Result: Sage took over the role of Rocky Jr. from someone actually named Rocky Krakoff. He didn’t get great reviews, but neither did the film. Still, he acted again with his dad in “Daylight,” and appears in Vincent Gallo’s “Promises Written in Water,” which Gallo won’t let anyone see. Last year, Sage died of a heart attack at 36 years old.
Kirk, Michael and Cameron Douglas
Film: "It Runs in the Family" (2003)
Ages: 87, 58 and 24
Roles: Kirk is a grandfather who has suffered a stroke, Michael is his lawyer son who works too damn much and Cameron is Michael’s rebellious son.

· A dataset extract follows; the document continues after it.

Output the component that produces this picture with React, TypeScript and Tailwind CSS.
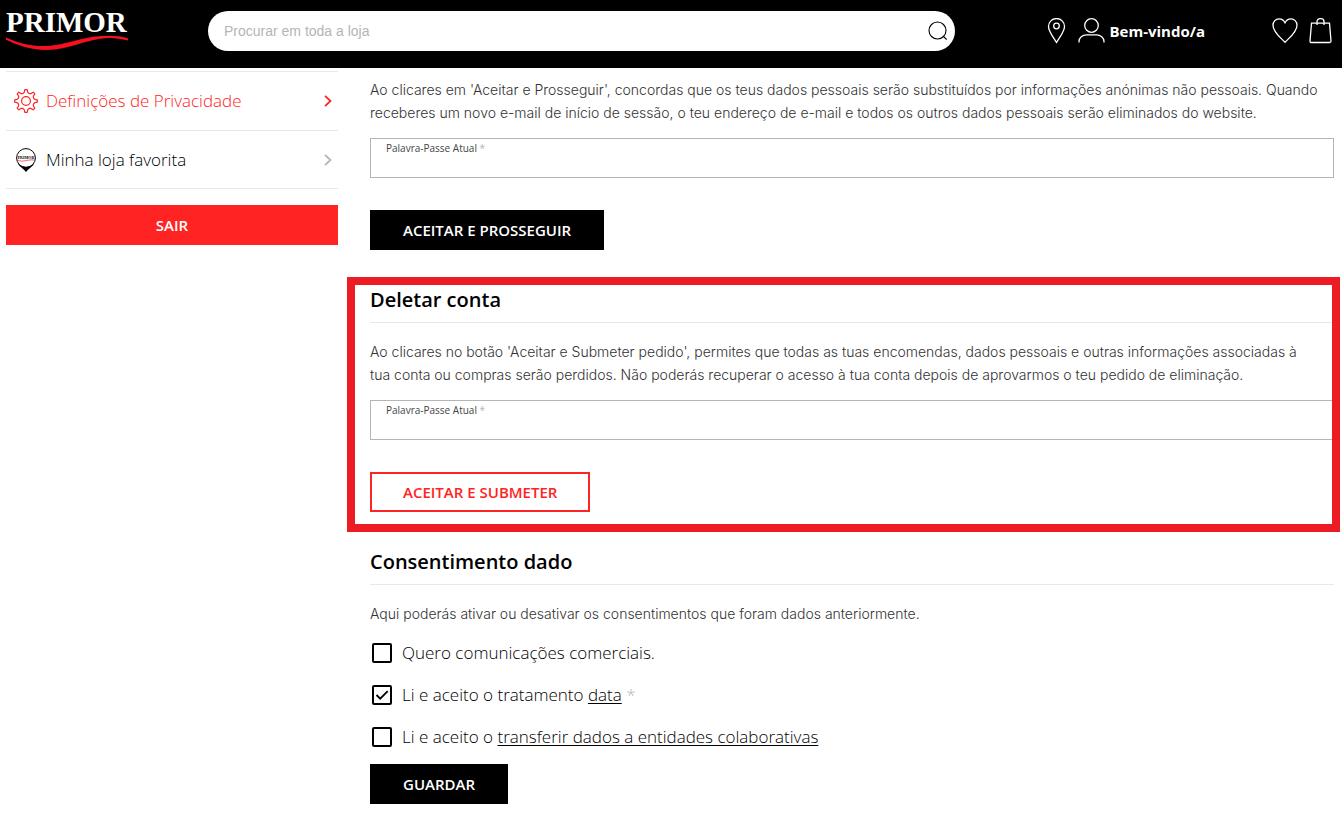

Result: Everyone hated this movie. Cameron has since had drug felonies and is currently serving a sentence that will end in 2018. Kirk, however, is a robust 96.
Jon Voight and Angelina Jolie
Film: "Lara Croft: Tomb Raider" (2001)
Ages: 63 and 26
Roles: Jolie is a buxom archaeologist who does all the things that Indiana Jones can’t, like have breasts. Voight is her dead father who she meets in an alternate dimension.
Result: As a child, Jolie made her debut with her father in the 1982 gambling comedy “Lookin’ to Get Out.” They had a bumpy relationship, due to his marital infidelity, but managed to patch things up as her career blew up. Then Voight went kind of crazy. Their relationship again deteriorated, only to come together again after her mother’s death. Still, Voight found out about her double mastectomy with everyone else.
Will and Jaden Smith
Film: "After Earth" (2013)
Ages: 44 and 14
Roles: Will is Cypher Raige (this is his actual name), a general in the deep future who tries to survive on a dangerous post-apocalyptic Earth alongside his rebellious son, played by Jaden (who is not rebellious).
Result: Jaden is the luckiest kid in the world, whose father bought him “The Karate Kid.” But their films together aren’t pretty: “The Pursuit of Happyness,” made when Jaden was 8, found them pursuing the American Dream while spending nights on the street or in dodgy shelters.